"Mamá, ¿por qué tienes esa cara?
Es que te veo tan... Apagada..."
Se me pusieron los pelos de punta cuando el otro día iba en el autobús de vuelta a casa y de repente escuché a una niña decir esto. Mi sorpresa fue cuando vi que la niña no tendría más de cinco o seis años, y miraba a su madre, sentada junto a ella, con un signo de preocupación totalmente sincero en los ojos.
No pude evitar observar cómo la madre, con la mirada al frente, perdida, desprendía una mezcla de preocupación y tristeza, que tal vez no fuese más que puro agotamiento o aburrimiento.
El caso es que me llamó la atención la perspicacia de la niña, y cómo enseguida supo que, fuese lo que fuese aquello que le rondaba la cabeza, lo que su madre necesitaba era un abrazo. Y eso hizo, abrazar a su madre, a pesar de no obtener respuesta a su pregunta.

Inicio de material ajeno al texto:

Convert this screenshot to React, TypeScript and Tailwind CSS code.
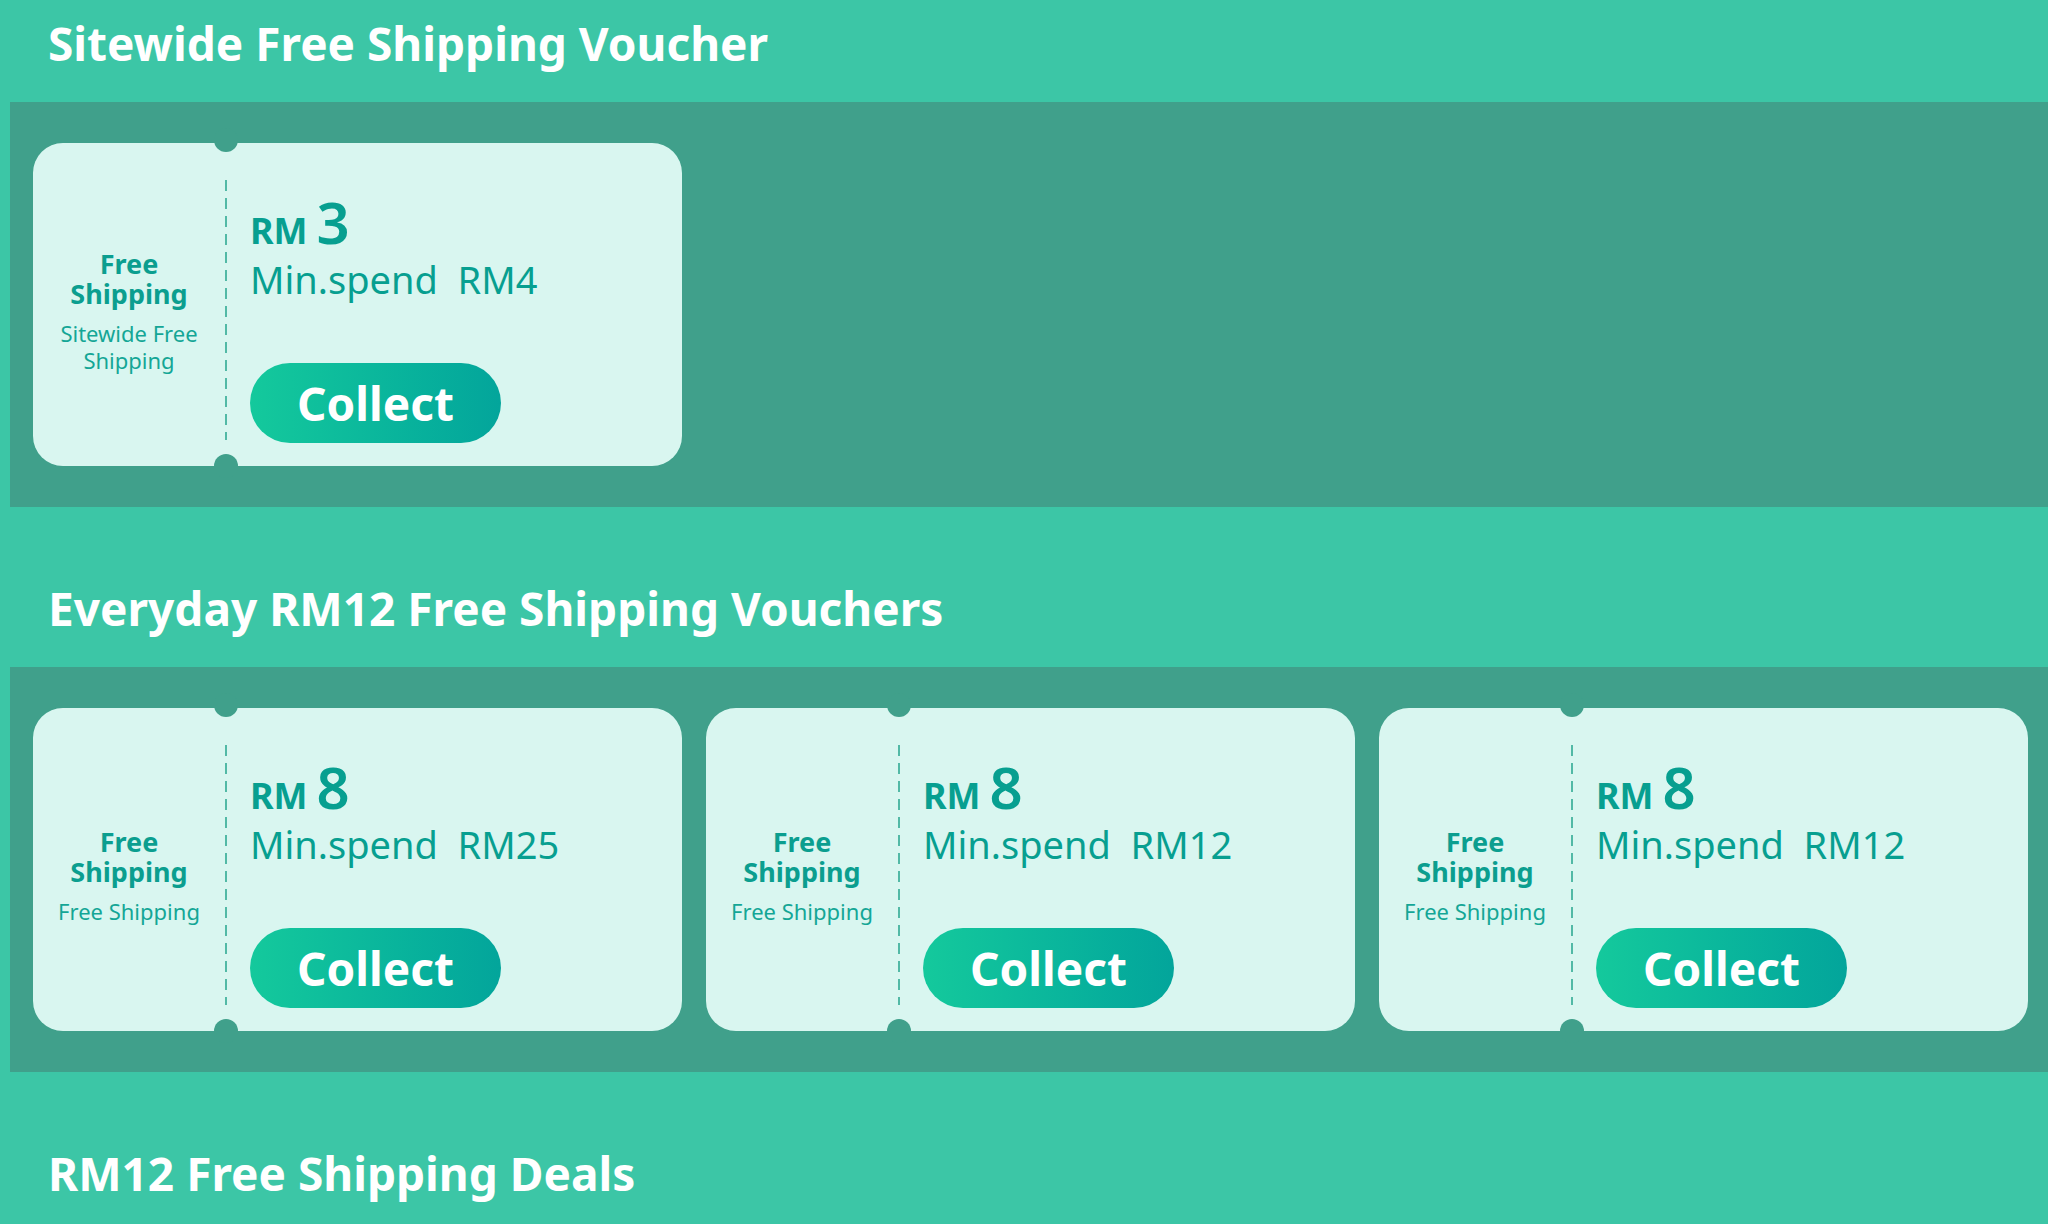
import React from "react";

type Voucher = {
  amount: string;
  minSpend: string;
  subtitle: string[];
};

const sections: { title: string; vouchers: Voucher[] }[] = [
  {
    title: "Sitewide Free Shipping Voucher",
    vouchers: [{ amount: "3", minSpend: "RM4", subtitle: ["Sitewide Free", "Shipping"] }],
  },
  {
    title: "Everyday RM12 Free Shipping Vouchers",
    vouchers: [
      { amount: "8", minSpend: "RM25", subtitle: ["Free Shipping"] },
      { amount: "8", minSpend: "RM12", subtitle: ["Free Shipping"] },
      { amount: "8", minSpend: "RM12", subtitle: ["Free Shipping"] },
    ],
  },
];

const VoucherCard = ({ v }: { v: Voucher }) => {
  return (
    <div className="relative flex w-[649px] h-[323px] shrink-0 rounded-[30px] bg-[#d9f6f0]">
      {/* notches */}
      <div className="absolute left-[181px] -top-[15px] w-[24px] h-[24px] rounded-full bg-[#40a08b]"></div>
      <div className="absolute left-[181px] -bottom-[12px] w-[24px] h-[24px] rounded-full bg-[#40a08b]"></div>

      <div className="w-[192px] flex flex-col items-center justify-center text-center text-[#0b9e8f] pt-[13px]">
        <div className="text-[27px] font-bold leading-[30px]">Free</div>
        <div className="text-[27px] font-bold leading-[30px]">Shipping</div>
        <div className="mt-[11px] text-[22px] leading-[27px] text-[#14a696]">
          {v.subtitle.map((s) => (
            <div key={s}>{s}</div>
          ))}
        </div>
      </div>

      <div className="w-[2px] mt-[37px] mb-[26px] bg-[repeating-linear-gradient(to_bottom,#52b9a6_0_11px,transparent_11px_18px)]"></div>

      <div className="flex flex-col pl-[23px] pt-[50px] text-[#079f90]">
        <div className="flex items-baseline gap-[9px] leading-none">
          <span className="text-[36px] font-bold">RM</span>
          <span className="text-[58px] font-semibold">{v.amount}</span>
        </div>
        <div className="mt-[6px] text-[38px] leading-[44px] whitespace-pre">
          {"Min.spend  " + v.minSpend}
        </div>
        <button className="mt-[62px] w-[251px] h-[80px] rounded-full bg-gradient-to-r from-[#14c99c] to-[#03a59b] text-white text-[46px] font-bold leading-none">
          Collect
        </button>
      </div>
    </div>
  );
};

const Title = ({ text }: { text: string }) => {
  return (
    <h2 className="h-[102px] pl-[48px] pt-[14px] text-[46px] font-bold leading-[58px] text-white">
      {text}
    </h2>
  );
};

const App = () => {
  return (
    <div
      className="w-full min-h-[1224px] bg-[#3cc6a6]"
      style={{ fontFamily: '"Noto Sans", "Open Sans", sans-serif' }}
    >
      {sections.map((sec, i) => (
        <section key={sec.title} className={i === 0 ? "" : "mt-[58px]"}>
          <Title text={sec.title} />
          <div className="ml-[10px] bg-[#40a08b] px-[23px] pt-[41px] pb-[41px] flex gap-[24px]">
            {sec.vouchers.map((v, j) => (
              <VoucherCard key={j} v={v} />
            ))}
          </div>
        </section>
      ))}
      <section className="mt-[58px]">
        <Title text="RM12 Free Shipping Deals" />
      </section>
    </div>
  );
};

export default App;
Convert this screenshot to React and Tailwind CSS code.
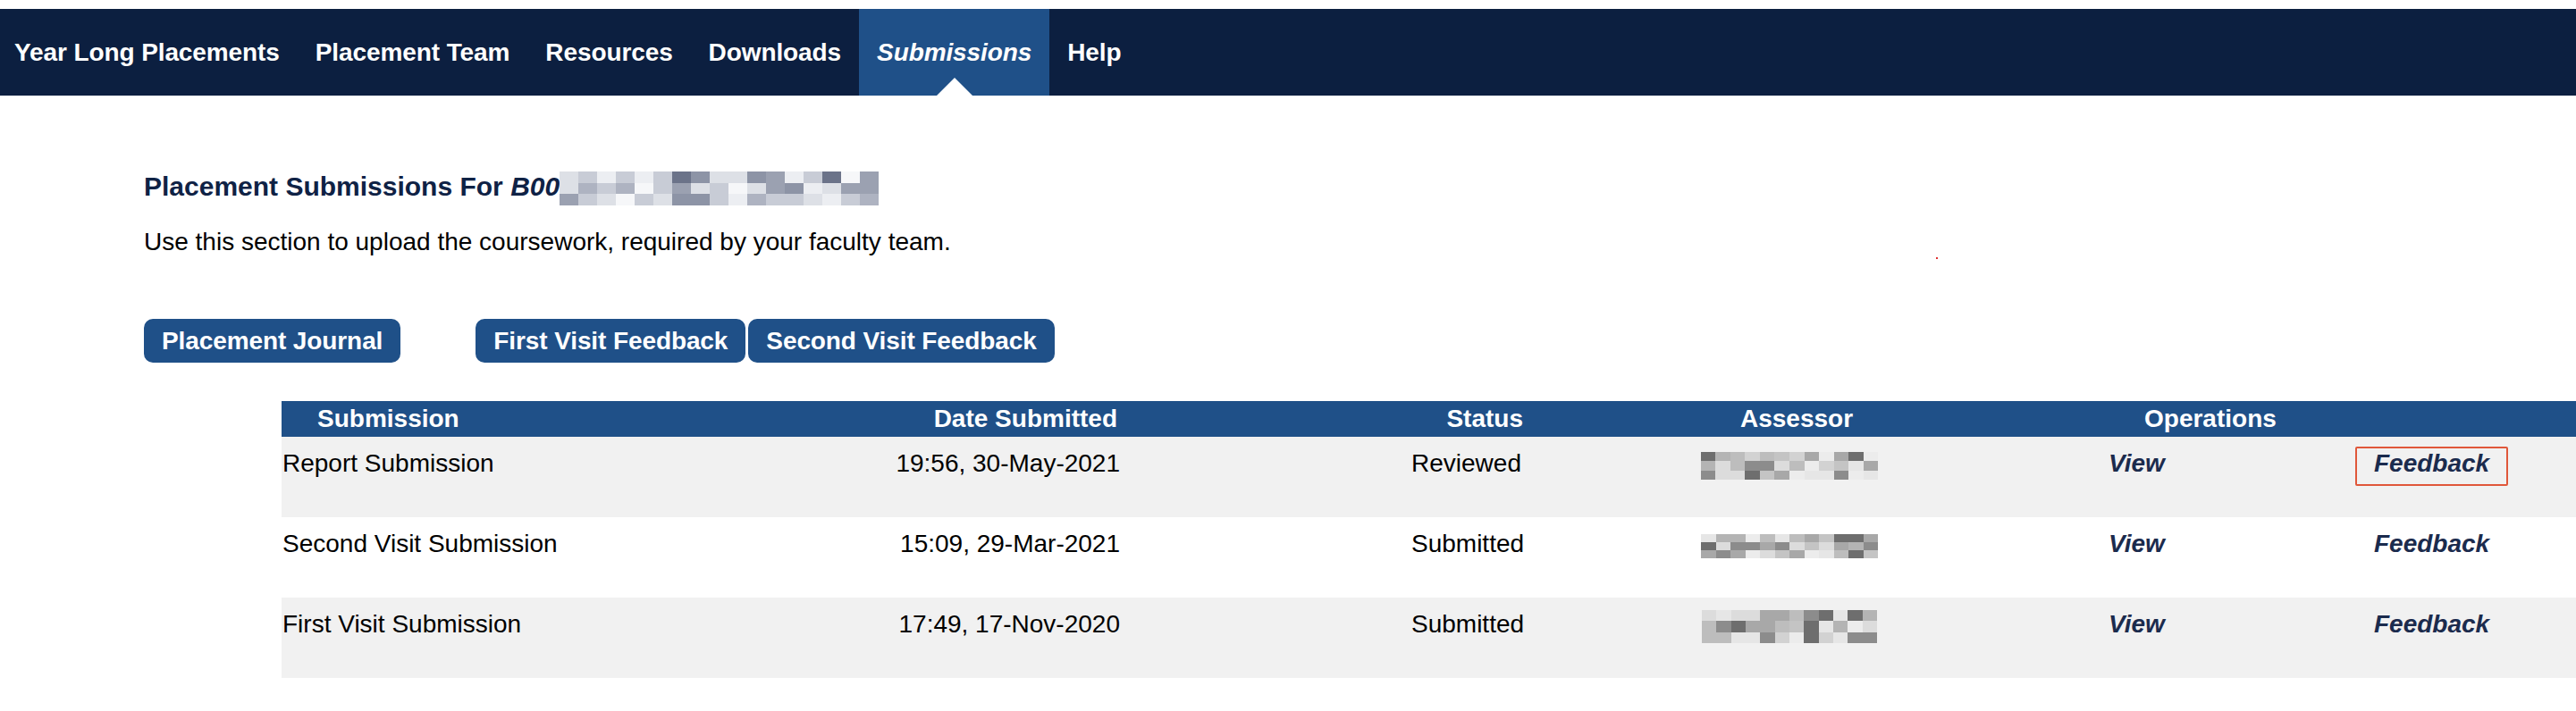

Y ahí me quedé yo, con cara de tonta, mirando cómo la niña rodeaba con sus pequeños brazos el cuello de su madre. Pensando lo mucho que nos cuesta a los "mayores", ya no abrazarnos o demostrar el cariño que nos tenemos los unos a los otros, sino simplemente detectar cuándo los que tenemos al lado necesitan nuestro abrazo.
No sé en qué momento de nuestras vidas crecer se convierte en sinónimo de seriedad e individualismo, como si necesitásemos demostrar al mundo que somos fuertes y autosuficientes. Que no necesitamos a nadie, dando por hecho que cada uno tenemos que hacer nuestro camino solos, y que los demás tampoco necesitan nada de nosotros.
Cómo nos gusta engañarnos a nosotros mismos, cuando en el fondo sabemos que no seríamos nada sin todas esas personas que nos han ayudado a ser lo que somos y a llegar donde hemos llegado.
Desde aquí doy las gracias a esa niña que el otro día me recordó que el mundo sería mejor si todos apartásemos un poco la mirada de nosotros mismos y empezásemos a observar un poco más (y mejor) lo que tenemos alrededor.